── Dataset excerpt
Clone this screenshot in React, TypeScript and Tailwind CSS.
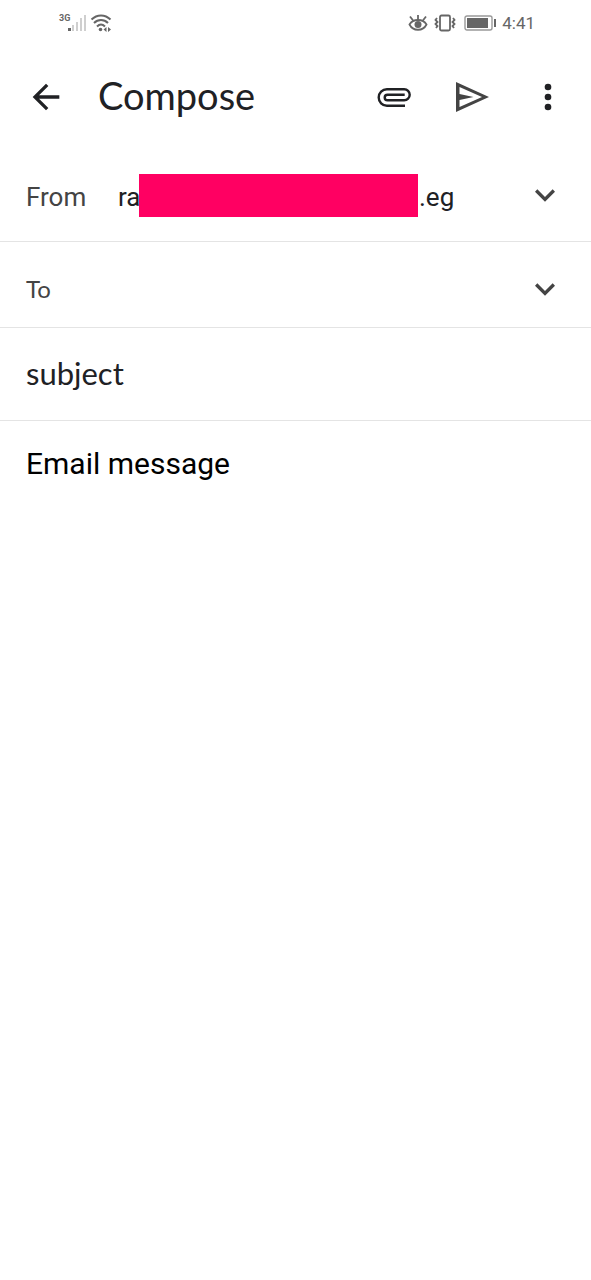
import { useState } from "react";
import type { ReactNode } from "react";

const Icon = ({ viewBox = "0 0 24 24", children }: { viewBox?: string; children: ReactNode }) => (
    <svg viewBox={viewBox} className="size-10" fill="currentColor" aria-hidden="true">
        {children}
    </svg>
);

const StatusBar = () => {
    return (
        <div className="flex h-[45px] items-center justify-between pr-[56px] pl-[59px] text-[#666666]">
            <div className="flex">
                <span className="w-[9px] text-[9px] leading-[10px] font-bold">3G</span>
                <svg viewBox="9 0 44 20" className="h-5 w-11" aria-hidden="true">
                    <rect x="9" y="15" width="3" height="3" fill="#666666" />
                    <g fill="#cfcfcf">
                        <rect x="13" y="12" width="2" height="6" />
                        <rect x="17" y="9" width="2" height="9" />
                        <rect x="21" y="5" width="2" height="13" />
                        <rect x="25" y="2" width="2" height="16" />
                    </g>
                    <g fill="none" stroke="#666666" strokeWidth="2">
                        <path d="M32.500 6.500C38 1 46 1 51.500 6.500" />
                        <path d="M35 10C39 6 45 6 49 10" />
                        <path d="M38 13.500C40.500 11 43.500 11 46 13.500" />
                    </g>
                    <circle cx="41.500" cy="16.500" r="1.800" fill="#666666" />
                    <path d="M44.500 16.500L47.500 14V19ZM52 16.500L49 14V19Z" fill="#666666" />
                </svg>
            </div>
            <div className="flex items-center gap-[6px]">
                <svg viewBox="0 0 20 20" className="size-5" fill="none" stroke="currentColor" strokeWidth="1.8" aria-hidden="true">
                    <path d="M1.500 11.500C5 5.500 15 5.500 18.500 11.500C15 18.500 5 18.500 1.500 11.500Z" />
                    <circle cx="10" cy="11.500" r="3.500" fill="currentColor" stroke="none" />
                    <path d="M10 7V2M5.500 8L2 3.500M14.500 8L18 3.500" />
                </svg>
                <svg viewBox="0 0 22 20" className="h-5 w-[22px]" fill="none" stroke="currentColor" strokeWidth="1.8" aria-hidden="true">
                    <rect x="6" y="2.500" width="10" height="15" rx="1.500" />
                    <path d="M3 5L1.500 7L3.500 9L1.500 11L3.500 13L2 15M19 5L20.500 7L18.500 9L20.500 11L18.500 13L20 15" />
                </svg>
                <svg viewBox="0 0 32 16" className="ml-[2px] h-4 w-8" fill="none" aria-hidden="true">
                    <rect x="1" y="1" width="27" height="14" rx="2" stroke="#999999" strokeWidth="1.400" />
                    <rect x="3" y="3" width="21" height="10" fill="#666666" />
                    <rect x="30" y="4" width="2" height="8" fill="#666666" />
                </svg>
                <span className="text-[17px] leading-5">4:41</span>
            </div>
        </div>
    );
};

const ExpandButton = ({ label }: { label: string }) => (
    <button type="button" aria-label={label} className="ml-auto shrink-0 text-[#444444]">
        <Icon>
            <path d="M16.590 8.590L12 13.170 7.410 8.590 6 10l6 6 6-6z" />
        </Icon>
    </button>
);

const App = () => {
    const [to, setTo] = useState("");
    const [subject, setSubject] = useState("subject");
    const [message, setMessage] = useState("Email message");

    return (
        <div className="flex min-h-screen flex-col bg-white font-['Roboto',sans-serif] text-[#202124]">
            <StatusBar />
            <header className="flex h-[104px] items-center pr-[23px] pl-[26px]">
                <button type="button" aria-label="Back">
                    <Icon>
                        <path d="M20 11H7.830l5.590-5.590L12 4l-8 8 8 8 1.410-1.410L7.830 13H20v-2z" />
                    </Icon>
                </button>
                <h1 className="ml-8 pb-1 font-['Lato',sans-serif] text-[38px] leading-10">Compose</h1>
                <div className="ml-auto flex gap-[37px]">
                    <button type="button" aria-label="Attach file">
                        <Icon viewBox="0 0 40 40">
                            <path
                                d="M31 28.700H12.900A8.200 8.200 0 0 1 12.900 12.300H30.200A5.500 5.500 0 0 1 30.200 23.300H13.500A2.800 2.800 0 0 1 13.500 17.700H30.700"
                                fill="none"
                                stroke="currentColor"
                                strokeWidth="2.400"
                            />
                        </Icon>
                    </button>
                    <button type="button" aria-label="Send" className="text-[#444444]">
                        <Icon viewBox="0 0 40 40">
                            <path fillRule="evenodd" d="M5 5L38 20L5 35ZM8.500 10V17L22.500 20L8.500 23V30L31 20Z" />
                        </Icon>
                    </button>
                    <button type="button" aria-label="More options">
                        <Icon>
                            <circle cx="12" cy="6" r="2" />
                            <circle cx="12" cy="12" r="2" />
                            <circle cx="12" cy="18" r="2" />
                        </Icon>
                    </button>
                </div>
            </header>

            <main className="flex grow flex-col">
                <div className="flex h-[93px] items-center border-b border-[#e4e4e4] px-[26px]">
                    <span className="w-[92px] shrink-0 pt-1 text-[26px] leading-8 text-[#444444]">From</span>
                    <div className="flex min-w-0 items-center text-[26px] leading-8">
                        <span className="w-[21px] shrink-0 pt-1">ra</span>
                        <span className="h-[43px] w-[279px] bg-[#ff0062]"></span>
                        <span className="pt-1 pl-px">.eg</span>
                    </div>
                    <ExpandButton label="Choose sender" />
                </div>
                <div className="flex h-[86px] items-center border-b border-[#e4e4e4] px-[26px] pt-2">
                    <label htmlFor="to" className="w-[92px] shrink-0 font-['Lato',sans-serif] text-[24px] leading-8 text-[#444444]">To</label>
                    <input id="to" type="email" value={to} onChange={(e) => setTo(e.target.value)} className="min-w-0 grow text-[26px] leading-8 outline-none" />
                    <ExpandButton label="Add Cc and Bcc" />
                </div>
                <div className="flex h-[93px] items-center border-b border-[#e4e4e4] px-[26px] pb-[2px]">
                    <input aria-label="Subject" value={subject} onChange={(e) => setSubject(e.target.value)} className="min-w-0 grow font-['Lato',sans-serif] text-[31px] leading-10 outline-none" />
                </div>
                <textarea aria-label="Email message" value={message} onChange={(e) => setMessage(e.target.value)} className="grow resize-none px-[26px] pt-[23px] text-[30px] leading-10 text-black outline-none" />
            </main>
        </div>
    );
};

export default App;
────
What is being asked →
Output an exact copy of the material, with the pictures removed.

Full output →
Clone this screenshot in React, TypeScript and Tailwind CSS.
import { useState } from "react";
import type { ReactNode } from "react";

const Icon = ({ viewBox = "0 0 24 24", children }: { viewBox?: string; children: ReactNode }) => (
    <svg viewBox={viewBox} className="size-10" fill="currentColor" aria-hidden="true">
        {children}
    </svg>
);

const StatusBar = () => {
    return (
        <div className="flex h-[45px] items-center justify-between pr-[56px] pl-[59px] text-[#666666]">
            <div className="flex">
                <span className="w-[9px] text-[9px] leading-[10px] font-bold">3G</span>
                <svg viewBox="9 0 44 20" className="h-5 w-11" aria-hidden="true">
                    <rect x="9" y="15" width="3" height="3" fill="#666666" />
                    <g fill="#cfcfcf">
                        <rect x="13" y="12" width="2" height="6" />
                        <rect x="17" y="9" width="2" height="9" />
                        <rect x="21" y="5" width="2" height="13" />
                        <rect x="25" y="2" width="2" height="16" />
                    </g>
                    <g fill="none" stroke="#666666" strokeWidth="2">
                        <path d="M32.500 6.500C38 1 46 1 51.500 6.500" />
                        <path d="M35 10C39 6 45 6 49 10" />
                        <path d="M38 13.500C40.500 11 43.500 11 46 13.500" />
                    </g>
                    <circle cx="41.500" cy="16.500" r="1.800" fill="#666666" />
                    <path d="M44.500 16.500L47.500 14V19ZM52 16.500L49 14V19Z" fill="#666666" />
                </svg>
            </div>
            <div className="flex items-center gap-[6px]">
                <svg viewBox="0 0 20 20" className="size-5" fill="none" stroke="currentColor" strokeWidth="1.8" aria-hidden="true">
                    <path d="M1.500 11.500C5 5.500 15 5.500 18.500 11.500C15 18.500 5 18.500 1.500 11.500Z" />
                    <circle cx="10" cy="11.500" r="3.500" fill="currentColor" stroke="none" />
                    <path d="M10 7V2M5.500 8L2 3.500M14.500 8L18 3.500" />
                </svg>
                <svg viewBox="0 0 22 20" className="h-5 w-[22px]" fill="none" stroke="currentColor" strokeWidth="1.8" aria-hidden="true">
                    <rect x="6" y="2.500" width="10" height="15" rx="1.500" />
                    <path d="M3 5L1.500 7L3.500 9L1.500 11L3.500 13L2 15M19 5L20.500 7L18.500 9L20.500 11L18.500 13L20 15" />
                </svg>
                <svg viewBox="0 0 32 16" className="ml-[2px] h-4 w-8" fill="none" aria-hidden="true">
                    <rect x="1" y="1" width="27" height="14" rx="2" stroke="#999999" strokeWidth="1.400" />
                    <rect x="3" y="3" width="21" height="10" fill="#666666" />
                    <rect x="30" y="4" width="2" height="8" fill="#666666" />
                </svg>
                <span className="text-[17px] leading-5">4:41</span>
            </div>
        </div>
    );
};

const ExpandButton = ({ label }: { label: string }) => (
    <button type="button" aria-label={label} className="ml-auto shrink-0 text-[#444444]">
        <Icon>
            <path d="M16.590 8.590L12 13.170 7.410 8.590 6 10l6 6 6-6z" />
        </Icon>
    </button>
);

const App = () => {
    const [to, setTo] = useState("");
    const [subject, setSubject] = useState("subject");
    const [message, setMessage] = useState("Email message");

    return (
        <div className="flex min-h-screen flex-col bg-white font-['Roboto',sans-serif] text-[#202124]">
            <StatusBar />
            <header className="flex h-[104px] items-center pr-[23px] pl-[26px]">
                <button type="button" aria-label="Back">
                    <Icon>
                        <path d="M20 11H7.830l5.590-5.590L12 4l-8 8 8 8 1.410-1.410L7.830 13H20v-2z" />
                    </Icon>
                </button>
                <h1 className="ml-8 pb-1 font-['Lato',sans-serif] text-[38px] leading-10">Compose</h1>
                <div className="ml-auto flex gap-[37px]">
                    <button type="button" aria-label="Attach file">
                        <Icon viewBox="0 0 40 40">
                            <path
                                d="M31 28.700H12.900A8.200 8.200 0 0 1 12.900 12.300H30.200A5.500 5.500 0 0 1 30.200 23.300H13.500A2.800 2.800 0 0 1 13.500 17.700H30.700"
                                fill="none"
                                stroke="currentColor"
                                strokeWidth="2.400"
                            />
                        </Icon>
                    </button>
                    <button type="button" aria-label="Send" className="text-[#444444]">
                        <Icon viewBox="0 0 40 40">
                            <path fillRule="evenodd" d="M5 5L38 20L5 35ZM8.500 10V17L22.500 20L8.500 23V30L31 20Z" />
                        </Icon>
                    </button>
                    <button type="button" aria-label="More options">
                        <Icon>
                            <circle cx="12" cy="6" r="2" />
                            <circle cx="12" cy="12" r="2" />
                            <circle cx="12" cy="18" r="2" />
                        </Icon>
                    </button>
                </div>
            </header>

            <main className="flex grow flex-col">
                <div className="flex h-[93px] items-center border-b border-[#e4e4e4] px-[26px]">
                    <span className="w-[92px] shrink-0 pt-1 text-[26px] leading-8 text-[#444444]">From</span>
                    <div className="flex min-w-0 items-center text-[26px] leading-8">
                        <span className="w-[21px] shrink-0 pt-1">ra</span>
                        <span className="h-[43px] w-[279px] bg-[#ff0062]"></span>
                        <span className="pt-1 pl-px">.eg</span>
                    </div>
                    <ExpandButton label="Choose sender" />
                </div>
                <div className="flex h-[86px] items-center border-b border-[#e4e4e4] px-[26px] pt-2">
                    <label htmlFor="to" className="w-[92px] shrink-0 font-['Lato',sans-serif] text-[24px] leading-8 text-[#444444]">To</label>
                    <input id="to" type="email" value={to} onChange={(e) => setTo(e.target.value)} className="min-w-0 grow text-[26px] leading-8 outline-none" />
                    <ExpandButton label="Add Cc and Bcc" />
                </div>
                <div className="flex h-[93px] items-center border-b border-[#e4e4e4] px-[26px] pb-[2px]">
                    <input aria-label="Subject" value={subject} onChange={(e) => setSubject(e.target.value)} className="min-w-0 grow font-['Lato',sans-serif] text-[31px] leading-10 outline-none" />
                </div>
                <textarea aria-label="Email message" value={message} onChange={(e) => setMessage(e.target.value)} className="grow resize-none px-[26px] pt-[23px] text-[30px] leading-10 text-black outline-none" />
            </main>
        </div>
    );
};

export default App;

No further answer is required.